Released by Drafi Deutscher in 1965, this popular Schlager is what me and at least a few others consider the secret German national anthem.
It's probably a bit hyperbolic to say that, but if you're interested in this country in any way, you should know the melody of the chorus by heart. This is not just the only German song, but the only song I know that will play at football stadiums and parties just as well as at weddings or funerals. I've witnessed people - and I mean children, teenagers, elders - randomly start singing the first stanza many times, and usually others will join in within seconds. The message of the chorus is fairly simple (and slightly corny) at first sight:
Marmor, Stein und Eisen bricht - Marble, stone and iron break(s)

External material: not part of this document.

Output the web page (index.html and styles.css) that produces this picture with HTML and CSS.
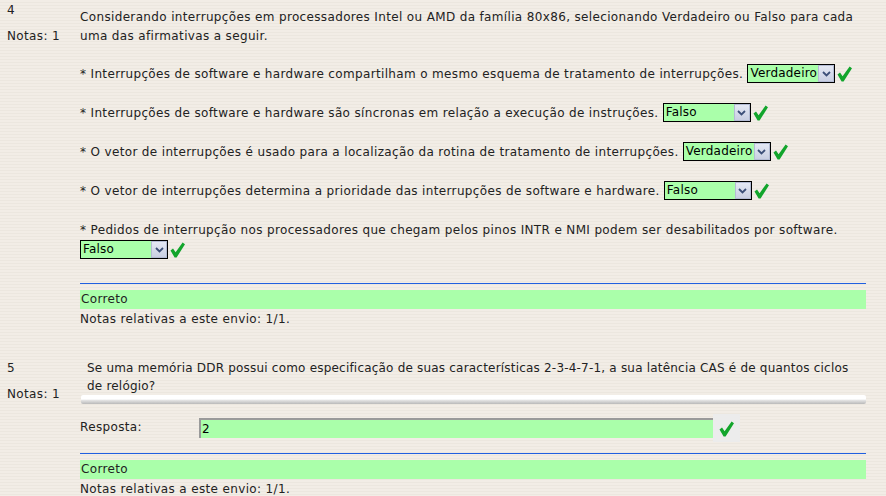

aber unsere Liebe nicht - but not our love
alles, alles geht vorbei - everything, everything passes
doch wir sind uns treu. - but we are true to each other.
The thing that stirs emotional attachment about these lyrics is something that - I guess - few people grasp rationally: They deny death, yet at the same time the last stanza acknowledges and transcends death: It doesn't say "wir bleiben uns treu" (we stay true to each other), which would mean that faithfulness continues no matter what will happen. It says "wir sind uns treu" (we are true to each other).

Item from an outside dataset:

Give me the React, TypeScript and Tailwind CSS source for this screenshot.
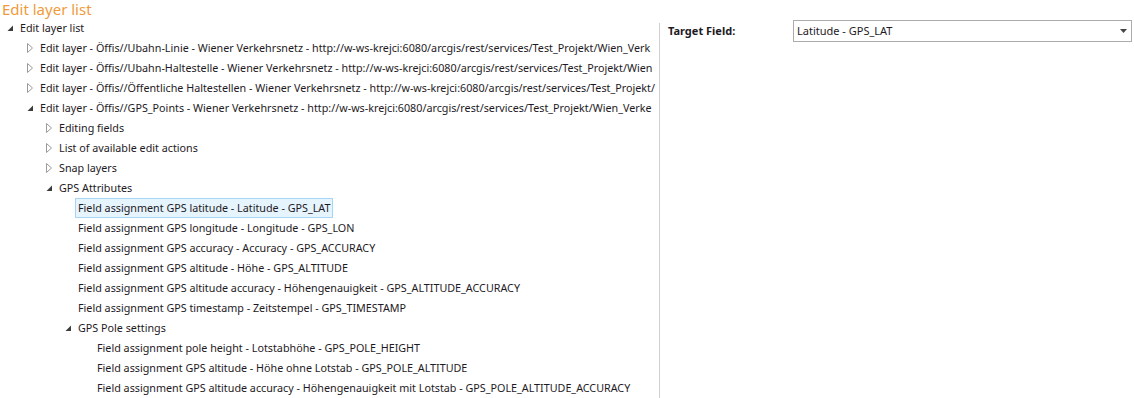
import React from 'react';

type Node = {
  label: string;
  depth: number;
  arrow?: 'open' | 'closed';
  selected?: boolean;
};

const rows: Node[] = [
  { label: 'Edit layer list', depth: 0, arrow: 'open' },
  { label: 'Edit layer - Öffis//Ubahn-Linie - Wiener Verkehrsnetz - http://w-ws-krejci:6080/arcgis/rest/services/Test_Projekt/Wien_Verk', depth: 1, arrow: 'closed' },
  { label: 'Edit layer - Öffis//Ubahn-Haltestelle - Wiener Verkehrsnetz - http://w-ws-krejci:6080/arcgis/rest/services/Test_Projekt/Wien', depth: 1, arrow: 'closed' },
  { label: 'Edit layer - Öffis//Öffentliche Haltestellen - Wiener Verkehrsnetz - http://w-ws-krejci:6080/arcgis/rest/services/Test_Projekt/', depth: 1, arrow: 'closed' },
  { label: 'Edit layer - Öffis//GPS_Points - Wiener Verkehrsnetz - http://w-ws-krejci:6080/arcgis/rest/services/Test_Projekt/Wien_Verke', depth: 1, arrow: 'open' },
  { label: 'Editing fields', depth: 2, arrow: 'closed' },
  { label: 'List of available edit actions', depth: 2, arrow: 'closed' },
  { label: 'Snap layers', depth: 2, arrow: 'closed' },
  { label: 'GPS Attributes', depth: 2, arrow: 'open' },
  { label: 'Field assignment GPS latitude - Latitude - GPS_LAT', depth: 3, selected: true },
  { label: 'Field assignment GPS longitude - Longitude - GPS_LON', depth: 3 },
  { label: 'Field assignment GPS accuracy - Accuracy - GPS_ACCURACY', depth: 3 },
  { label: 'Field assignment GPS altitude - Höhe - GPS_ALTITUDE', depth: 3 },
  { label: 'Field assignment GPS altitude accuracy - Höhengenauigkeit - GPS_ALTITUDE_ACCURACY', depth: 3 },
  { label: 'Field assignment GPS timestamp - Zeitstempel - GPS_TIMESTAMP', depth: 3 },
  { label: 'GPS Pole settings', depth: 3, arrow: 'open' },
  { label: 'Field assignment pole height - Lotstabhöhe - GPS_POLE_HEIGHT', depth: 4 },
  { label: 'Field assignment GPS altitude - Höhe ohne Lotstab - GPS_POLE_ALTITUDE', depth: 4 },
  { label: 'Field assignment GPS altitude accuracy - Höhengenauigkeit mit Lotstab - GPS_POLE_ALTITUDE_ACCURACY', depth: 4 },
];

// indent per tree depth, arrow sits in a 13px slot before the text
const indent = ['pl-[7px]', 'pl-[27px]', 'pl-[46px]', 'pl-[65px]', 'pl-[84px]'];

const Arrow = ({ kind }: { kind?: 'open' | 'closed' }) => {
  if (!kind) return <span className="w-[13px] shrink-0" />;
  return (
    <span className="w-[13px] shrink-0 flex items-center">
      {kind === 'open' ? (
        <svg width="7" height="7" viewBox="0 0 7 7">
          <path d="M6 0.5 L6 6 L0.5 6 Z" fill="#3c3c3c" />
        </svg>
      ) : (
        <svg width="7" height="10" viewBox="0 0 7 10">
          <path d="M0.5 0.5 L5.5 5 L0.5 9.5 Z" fill="none" stroke="#9a9a9a" strokeWidth="1" />
        </svg>
      )}
    </span>
  );
};

const TreeRow = ({ node }: { node: Node }) => (
  <div className={`h-5 flex items-center whitespace-nowrap ${indent[node.depth]}`}>
    <Arrow kind={node.arrow} />
    {node.selected ? (
      <span className="ml-[-3px] h-[20px] flex items-center px-[2px] border border-[#a5d6f6] bg-[#e6f4fd]">
        {node.label}
      </span>
    ) : (
      <span>{node.label}</span>
    )}
  </div>
);

const App = () => {
  return (
    <div
      className="w-[1134px] h-[398px] bg-white overflow-hidden text-[10.75px] text-[#1e1a24]"
      style={{ fontFamily: '"Noto Sans", "Open Sans", sans-serif' }}
    >
      <div className="h-[18px] pl-[2px] text-[15px] leading-[19px] text-[#ef9b3c]">Edit layer list</div>
      <div className="flex">
        <div className="w-[656px] shrink-0 overflow-hidden">
          {rows.map((r, i) => (
            <TreeRow key={i} node={r} />
          ))}
        </div>
        <div className="ml-[3px] mt-[5px] w-px h-[375px] bg-[#cfcfcf]" />
        <div className="flex-1 pl-2 pt-[2px] pr-[2px]">
          <div className="flex items-center h-[22px]">
            <div className="w-[125px] font-bold text-[11px]">Target Field:</div>
            <div className="flex-1 h-[22px] border border-[#acacac] flex items-center pl-[3px] pr-[4px] text-[11px]">
              <span className="flex-1">Latitude - GPS_LAT</span>
              <svg width="7" height="4" viewBox="0 0 7 4">
                <path d="M0 0 L7 0 L3.5 4 Z" fill="#444" />
              </svg>
            </div>
          </div>
        </div>
      </div>
    </div>
  );
};

export default App;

This grammatical quirk allows us to look past the fact that there can and will be an end of any kind, it simply acknowledges the present. Because "everything passes", the "but" in the last stanza is up to our own interpretation. It could mean that our faith in our faithfulness will make love last no matter what, it could mean that all that matters is the present, or it could mean that faithfulness is somehow validated and rendered "unbroken" by death.
The song on youtube.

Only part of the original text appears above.